Re: [PATCH] Small expand_mul_overflow improvement (PR target/82981)

Richard Biener Wed, 15 Nov 2017 00:32:32 -0800

On Tue, 14 Nov 2017, Jakub Jelinek wrote:

> Hi!
> 
> For targets that don't have {,u}mulv<mode>4 insn we try 3 different
> expansions of the basic signed * signed -> signed or unsigned * unsigned ->
> unsigned overflow computation.  The first one is done if 
>        if (GET_MODE_2XWIDER_MODE (mode).exists (&wmode)
>          && targetm.scalar_mode_supported_p (wmode))
> and we emit a WIDEN_MULT_EXPR followed by extraction of the hipart
> from it (for testing overflow if both unsigned and signed) and
> lowpart (result of the multiplication and for signed overflow testing
> where we use MSB of it).  This case is meant for use by smaller modes,
> e.g. subword, where it is generally pretty efficient.  Unfortunately
> on some targets, e.g. mips 64-bit, where the is no widening mult
> optab it can be expanded as a libcall on the full wmode operands,
> which is slow and causes problems e.g. to some freestanding environments
> like Linux kernel that don't bother to link in libgcc.a or replacement
> thereof.  Then there is another case, usually pretty large, with usually
> two but sometimes one multiplication, and various conditionals, shifts, etc.
> meant primarily for the widest supported mode.  And the last fallback
> is just doing multiplication and never computing overflow, hopefully it
> is never used at least on sane targets.
> 
> This patch attempts to check if we'd emit WIDEN_MULT_EXPR as a libcall
> and in that case tries to use the other possibilities, and only falls
> back to the WIDEN_MULT_EXPR with a libcall if we'd otherwise use the
> last fallback without overflow computation.
> 
> In addition to it, it adds support for targets that have supported
> MULT_HIGHPART_EXPR for that mode, by doing pretty much what the
> WIDEN_MULT_EXPR case does, but instead of doing one multiplication
> to compute both lowpart and highpart and then shifts to split those
> we use one multiplication to compute the lowpart and one MULT_HIGHPART_EXPR
> to compute the highpart.  In theory this method doesn't have to be always
> faster than the one with hmode, because the MULT_HIGHPART_EXPR case does
> 2 multiplications plus one comparison, while the hmode code does sometimes
> just one, but it is significantly shorter, fewer conditionals/branches
> so I think it should be generally a win (if it turns out not to be the
> case on some target, we could restrict it to -Os only or whatever).
> 
> And lastly, the MULT_HIGHPART_EXPR case can actually be the optimal code
> if we are only checking for the overflow and don't actually need the
> multiplication value, it is unsigned multiply and we don't need any
> res using code afterwards; in that case the low part multiply can be DCEd
> and only the highpart multiply + comparison will remain.  So, the patch
> adds check for single IMAGPART_EXPR use and other conditions and uses
> the MULT_HIGHPART_EXPR code in preference of the WIDEN_MULT_EXPR in that
> case.
> 
> Bootstrapped/regtested on x86_64-linux and i686-linux, tested on the
> testcase with cross to mips, ok for trunk?
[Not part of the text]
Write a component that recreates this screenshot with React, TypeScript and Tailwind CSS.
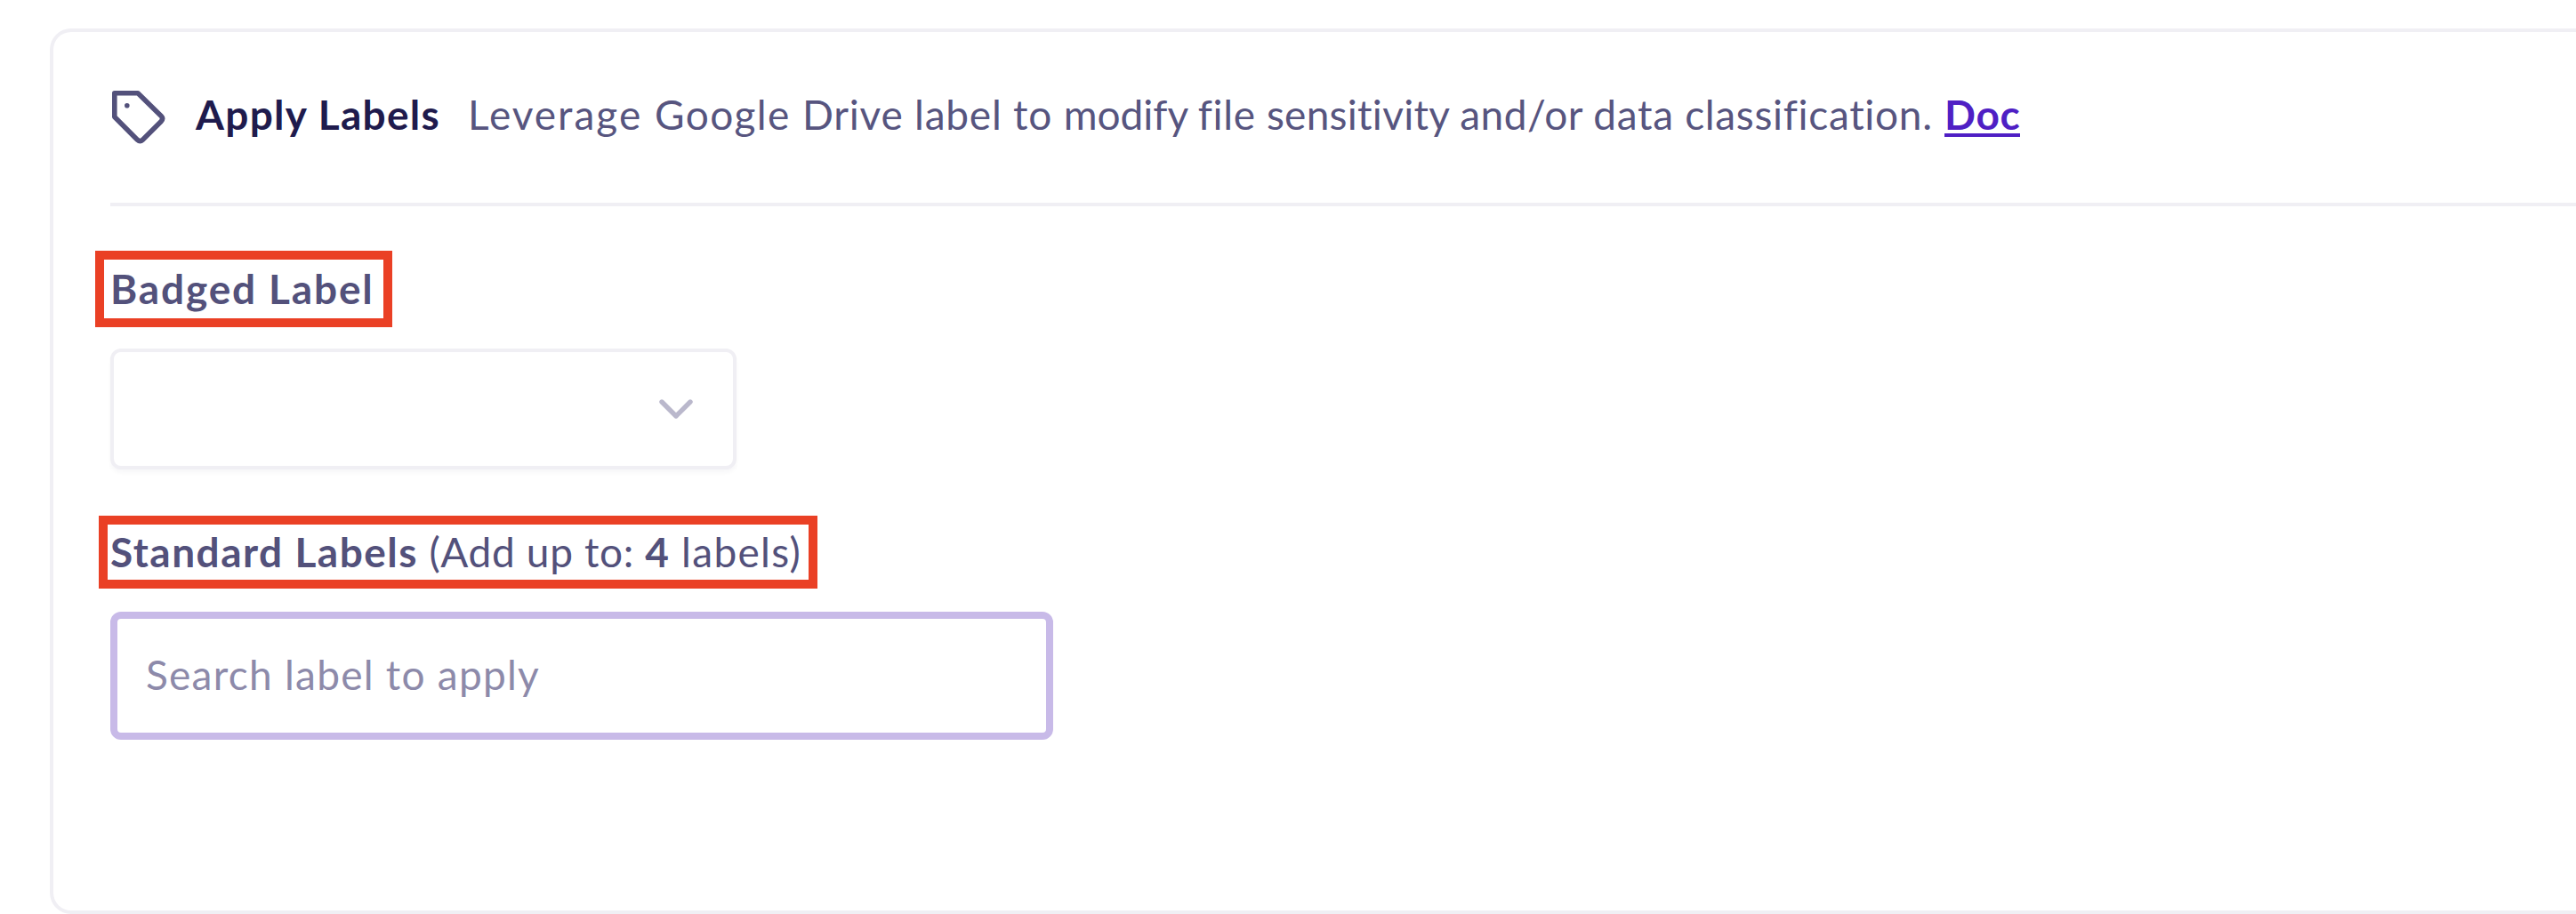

Ok, but can you add the testcase for the kernel issue?

Thanks,
Richard.

> 2017-11-14  Jakub Jelinek  <ja...@redhat.com>
> 
>       PR target/82981
>       * internal-fn.c: Include gimple-ssa.h, tree-phinodes.h and
>       ssa-iterators.h.
>       (can_widen_mult_without_libcall): New function.
>       (expand_mul_overflow): If only checking unsigned mul overflow,
>       not result, and can do efficiently MULT_HIGHPART_EXPR, emit that.
>       Don't use WIDEN_MULT_EXPR if it would involve a libcall, unless
>       no other way works.  Add MULT_HIGHPART_EXPR + MULT_EXPR support.
>       (expand_DIVMOD): Formatting fix.
>       * expmed.h (expand_mult): Add NO_LIBCALL argument.
>       * expmed.c (expand_mult): Likewise.  Use OPTAB_WIDEN rather
>       than OPTAB_LIB_WIDEN if NO_LIBCALL is true, and allow it to fail.
> 
> --- gcc/internal-fn.c.jj      2017-10-23 10:13:08.000000000 +0200
> +++ gcc/internal-fn.c 2017-11-14 16:48:25.414403348 +0100
> @@ -46,6 +46,9 @@ along with GCC; see the file COPYING3.
>  #include "recog.h"
>  #include "builtins.h"
>  #include "optabs-tree.h"
> +#include "gimple-ssa.h"
> +#include "tree-phinodes.h"
> +#include "ssa-iterators.h"
>  
>  /* The names of each internal function, indexed by function number.  */
>  const char *const internal_fn_name_array[] = {
> @@ -1172,6 +1175,35 @@ expand_neg_overflow (location_t loc, tre
>      }
>  }
>  
> +/* Return true if UNS WIDEN_MULT_EXPR with result mode WMODE and operand
> +   mode MODE can be expanded without using a libcall.  */
> +
> +static bool
> +can_widen_mult_without_libcall (scalar_int_mode wmode, scalar_int_mode mode,
> +                             rtx op0, rtx op1, bool uns)
> +{
> +  if (find_widening_optab_handler (umul_widen_optab, wmode, mode)
> +      != CODE_FOR_nothing)
> +    return true;
> +    
> +  if (find_widening_optab_handler (smul_widen_optab, wmode, mode)
> +      != CODE_FOR_nothing)
> +    return true;
> +
> +  rtx_insn *last = get_last_insn ();
> +  if (CONSTANT_P (op0))
> +    op0 = convert_modes (wmode, mode, op0, uns);
> +  else
> +    op0 = gen_raw_REG (wmode, LAST_VIRTUAL_REGISTER + 1);
> +  if (CONSTANT_P (op1))
> +    op1 = convert_modes (wmode, mode, op1, uns);
> +  else
> +    op1 = gen_raw_REG (wmode, LAST_VIRTUAL_REGISTER + 2);
> +  rtx ret = expand_mult (wmode, op0, op1, NULL_RTX, uns, true);
> +  delete_insns_since (last);
> +  return ret != NULL_RTX;
> +} 
> +
>  /* Add mul overflow checking to the statement STMT.  */
>  
>  static void
> @@ -1465,9 +1497,29 @@ expand_mul_overflow (location_t loc, tre
>        ops.op1 = make_tree (type, op1);
>        ops.op2 = NULL_TREE;
>        ops.location = loc;
> +
> +      /* Optimize unsigned overflow check where we don't use the
> +      multiplication result, just whether overflow happened.
> +      If we can do MULT_HIGHPART_EXPR, that followed by
> +      comparison of the result against zero is cheapest.
> +      We'll still compute res, but it should be DCEd later.  */
> +      use_operand_p use;
> +      gimple *use_stmt;
> +      if (!is_ubsan
> +       && lhs
> +       && uns
> +       && !(uns0_p && uns1_p && !unsr_p)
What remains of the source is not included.